The database should also add up and / or average out scores for individual tasks to create the final figure to be entered into the OMR at the end of Year 11.

It should also be able to identify students whose Controlled Assessments pull down their raw ability; students who underperform in exams; students who might benefit most from specific forms of intervention.

One other item from the PiXL Club main conference that I liked was what I have dubbed micro-tracking.

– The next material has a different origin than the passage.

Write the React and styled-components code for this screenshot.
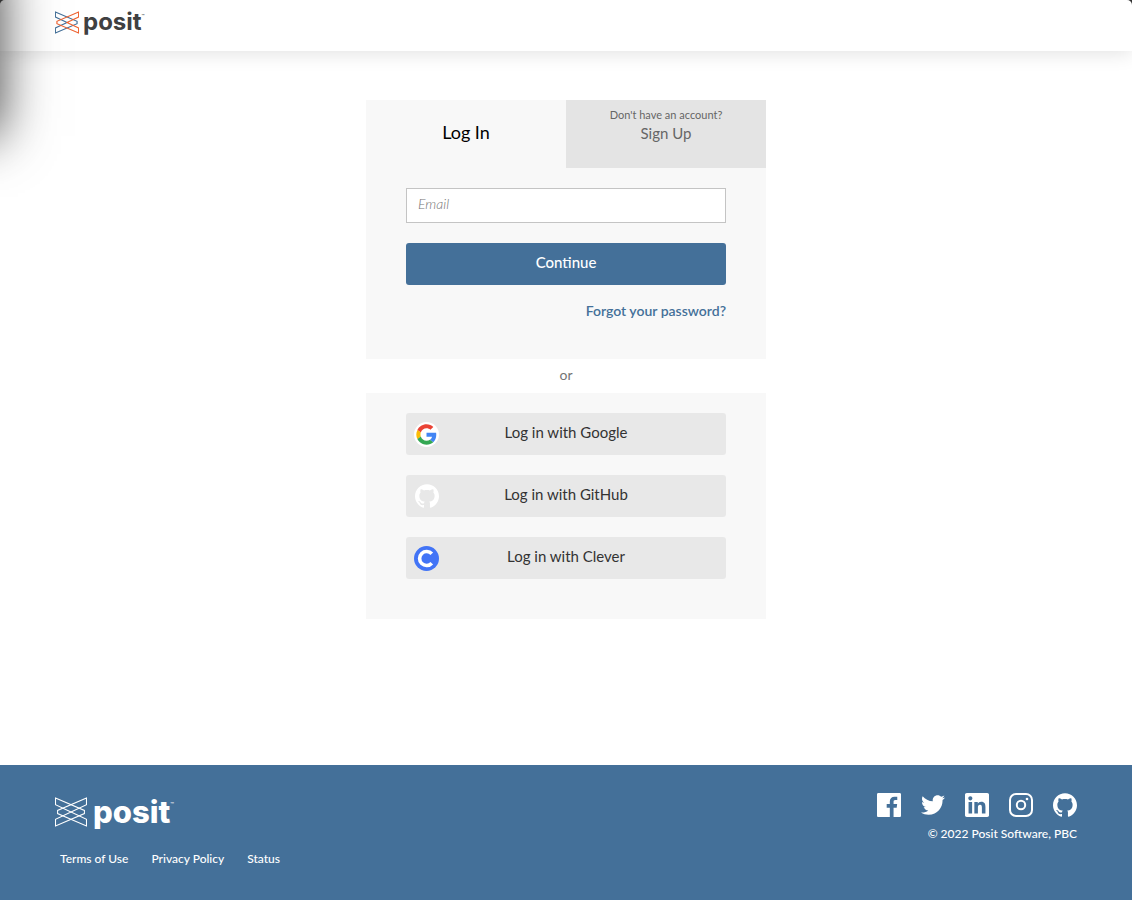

This database is a broad-brush, specification wide tracking system. I intend to supplement it with a range of micro-tracking databases that track students’ success in individual exam questions to track their ability to perform certain skills rather than overall. A revision session on summarising skills for a select group of individuals persistently falling down on that skill will be more effective than a revision session on the OCR Information and Ideas Examination or the iGCSE Paper 1 or 2 which only touches on summarising. The same goes for directed writing skill, analysis skills, language skills, presentational devices responses or imaginative writing.

Additional sheets can be added at any time which could record mock exams on a question-by-question basis and a formula can easily add those up and record them in the main database.

Obviously, getting antiquated and somewhat Luddite staff to actually complete the database is another matter!